ESR was measured by using an LCR meter (frequency: 500 kHz, SMD Fixture type probe). For each of comparative example and examples 1 to 7, ESR was measured on 10 sample chips, and then the average values are illustrated in Table 1 below.

The final evaluation was determined by considering both the moisture resistance reliability and ESR, and was evaluated as excellent (⊚), good (∘), average (Δ), and poor (X).

TABLE 1
		Moisture
		Resistance
Division	L2/L1	Reliability	ESR(mΩ)	Evaluation

Comparative	1.0	20/100	10.5	X
Example
Example 1	1.0	5/100	11.1	X
Example 2	0.98	1/100	11.7	X
Example 3	0.95	1/100	11.7	X
Example 4	0.90	0/100	11.9	⊚
Example 5	0.81	0/100	11.9	⊚
Example 6	0.74	0/100	12.5	◯
Example 7	0.69	0/100	13.2	Δ

Referring to Table 1, it may be confirmed that the moisture resistance reliability of the sample chip of Comparative Example is significantly low because the comparative example does not include the glass layer, and it may be confirmed that the moisture resistance reliability of the sample chip of Example 1 is insufficient because the glass layer is not disposed to cover the first connection terminal. In the cases of Examples 2 and 3, it can be confirmed that although the moisture resistance reliability is improved compared to the comparative example and Example 1, defects in the moisture resistance reliability still occur because L2/L1 exceeds 0.90.

However, it can be confirmed that no moisture reliability defective occurs at all in Examples 4 to 7 because L2/L1 satisfies 0.90 or less.

In the cases of Examples 4 and 5, it can be confirmed that ESR increased by only about 0.2 mΩ compared to Examples 2 and 3, while no defects in moisture reliability failure occurred. In the case of Example 6, the ESR increased by about 0.8 mΩ compared to Examples 2 and 3, but no defect in moisture reliability occurred, and thus it is evaluated that there is still a practical advantage compared to Examples 1 to 3.

In the case of Example 7, the moisture resistance reliability was improved, but the ESR increased by about 1.5 mΩ compared to Examples 2 and 3, and thus the electrical characteristics of the sample chip were determined to be significantly deteriorated.

That is, when 0.74≤L2/L1≤0.90 is satisfied, it can be confirmed that a multilayer electronic component having excellent moisture resistance reliability and excellent electrical characteristics can be provided.

The present disclosure is not limit the above-described embodiments and the accompanying drawings but is defined by the appended claims. Therefore, those of ordinary skill in the art may make various replacements, modifications, or changes without departing from the scope of the present disclosure defined by the appended claims, and these replacements, modifications, or changes should be construed as being included in the scope of the present disclosure.

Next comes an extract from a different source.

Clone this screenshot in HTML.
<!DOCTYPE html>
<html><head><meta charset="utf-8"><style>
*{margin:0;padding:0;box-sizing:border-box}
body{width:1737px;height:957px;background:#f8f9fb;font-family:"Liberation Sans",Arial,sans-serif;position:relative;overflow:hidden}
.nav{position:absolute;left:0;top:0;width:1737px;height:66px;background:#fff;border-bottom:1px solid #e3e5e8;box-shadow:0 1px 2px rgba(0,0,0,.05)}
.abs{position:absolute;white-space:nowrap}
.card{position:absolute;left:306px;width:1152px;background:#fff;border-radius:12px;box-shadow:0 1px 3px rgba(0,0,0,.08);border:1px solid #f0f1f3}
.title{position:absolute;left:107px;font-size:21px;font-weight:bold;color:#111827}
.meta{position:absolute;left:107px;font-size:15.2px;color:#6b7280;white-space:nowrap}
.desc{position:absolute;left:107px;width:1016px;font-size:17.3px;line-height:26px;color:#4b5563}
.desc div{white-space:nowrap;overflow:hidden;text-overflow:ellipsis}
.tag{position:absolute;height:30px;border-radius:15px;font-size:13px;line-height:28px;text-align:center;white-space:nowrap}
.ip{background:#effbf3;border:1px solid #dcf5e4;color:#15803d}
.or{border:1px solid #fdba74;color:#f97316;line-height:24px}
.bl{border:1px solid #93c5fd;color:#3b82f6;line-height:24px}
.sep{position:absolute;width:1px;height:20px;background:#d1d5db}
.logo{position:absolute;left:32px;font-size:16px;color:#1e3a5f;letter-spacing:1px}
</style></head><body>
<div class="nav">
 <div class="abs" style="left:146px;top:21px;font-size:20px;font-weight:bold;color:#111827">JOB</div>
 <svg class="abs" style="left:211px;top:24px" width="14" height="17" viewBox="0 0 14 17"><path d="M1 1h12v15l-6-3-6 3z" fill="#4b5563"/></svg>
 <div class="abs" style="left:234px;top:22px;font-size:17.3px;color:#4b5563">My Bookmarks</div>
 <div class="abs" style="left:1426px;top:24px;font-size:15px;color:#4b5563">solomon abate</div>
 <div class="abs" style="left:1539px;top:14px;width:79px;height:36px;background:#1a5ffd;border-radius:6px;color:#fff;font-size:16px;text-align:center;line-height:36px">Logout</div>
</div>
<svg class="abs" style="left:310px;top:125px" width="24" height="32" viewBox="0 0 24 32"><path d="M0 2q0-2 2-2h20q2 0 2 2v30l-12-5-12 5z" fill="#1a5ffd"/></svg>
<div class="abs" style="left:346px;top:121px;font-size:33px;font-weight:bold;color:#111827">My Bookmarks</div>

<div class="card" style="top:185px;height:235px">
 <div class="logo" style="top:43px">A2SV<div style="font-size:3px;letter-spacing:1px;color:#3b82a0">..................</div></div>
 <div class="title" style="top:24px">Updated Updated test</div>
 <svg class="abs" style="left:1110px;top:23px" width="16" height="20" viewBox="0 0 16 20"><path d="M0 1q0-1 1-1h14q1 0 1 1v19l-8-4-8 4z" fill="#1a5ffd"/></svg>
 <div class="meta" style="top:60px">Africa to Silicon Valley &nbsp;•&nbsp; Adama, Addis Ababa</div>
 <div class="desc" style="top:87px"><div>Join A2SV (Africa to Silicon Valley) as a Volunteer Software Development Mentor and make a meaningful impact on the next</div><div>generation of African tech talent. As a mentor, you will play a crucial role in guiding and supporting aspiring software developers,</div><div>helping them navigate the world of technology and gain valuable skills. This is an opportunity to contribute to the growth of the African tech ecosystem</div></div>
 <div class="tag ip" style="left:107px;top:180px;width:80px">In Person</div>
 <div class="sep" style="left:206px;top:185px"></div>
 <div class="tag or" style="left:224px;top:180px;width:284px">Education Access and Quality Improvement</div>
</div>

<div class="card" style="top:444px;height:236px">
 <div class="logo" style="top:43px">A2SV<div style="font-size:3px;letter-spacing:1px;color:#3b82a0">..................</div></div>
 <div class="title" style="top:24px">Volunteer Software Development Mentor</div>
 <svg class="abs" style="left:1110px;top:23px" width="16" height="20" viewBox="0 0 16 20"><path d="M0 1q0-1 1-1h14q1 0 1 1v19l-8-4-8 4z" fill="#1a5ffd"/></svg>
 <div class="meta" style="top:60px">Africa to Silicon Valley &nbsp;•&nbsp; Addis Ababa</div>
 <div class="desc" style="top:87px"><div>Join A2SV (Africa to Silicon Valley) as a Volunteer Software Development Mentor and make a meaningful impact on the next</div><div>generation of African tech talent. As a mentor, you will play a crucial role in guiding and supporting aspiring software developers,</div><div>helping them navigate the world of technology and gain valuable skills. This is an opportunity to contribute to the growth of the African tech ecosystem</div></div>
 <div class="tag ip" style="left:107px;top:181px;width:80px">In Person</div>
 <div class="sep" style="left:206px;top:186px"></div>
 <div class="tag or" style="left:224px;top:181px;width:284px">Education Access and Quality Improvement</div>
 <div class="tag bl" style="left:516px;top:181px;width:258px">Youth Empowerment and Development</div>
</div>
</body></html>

In addition, the expression ‘an example embodiment’ does not mean the same embodiment, and is provided to emphasize and explain different unique characteristics. However, the embodiments presented above do not preclude being implemented in combination with the features of another embodiment. For example, although items described in a specific embodiment are not described in another embodiment, the items may be understood as a description related to another embodiment unless a description opposite or contradictory to the items is in another embodiment.

In the present disclosure, the term “connected” includes not only direct connection but also indirect connection through an adhesive layer or the like. Additionally, the term electrically connected includes both physically connected and not physically connected. In addition, the terms “first,” “second,” and the like may be used to distinguish one element from another, and may not limit a sequence and/or an importance, or others, in relation to the elements. In some cases, a first element may be referred to as a second element, and similarly, a second element may be referred to as a first element without departing from the scope of right of the example embodiments.

While the embodiments have been illustrated and described above, it will be configured as apparent to those skilled in the art that modifications and variations could be made without departing from the scope of the present disclosure as defined by the appended claims.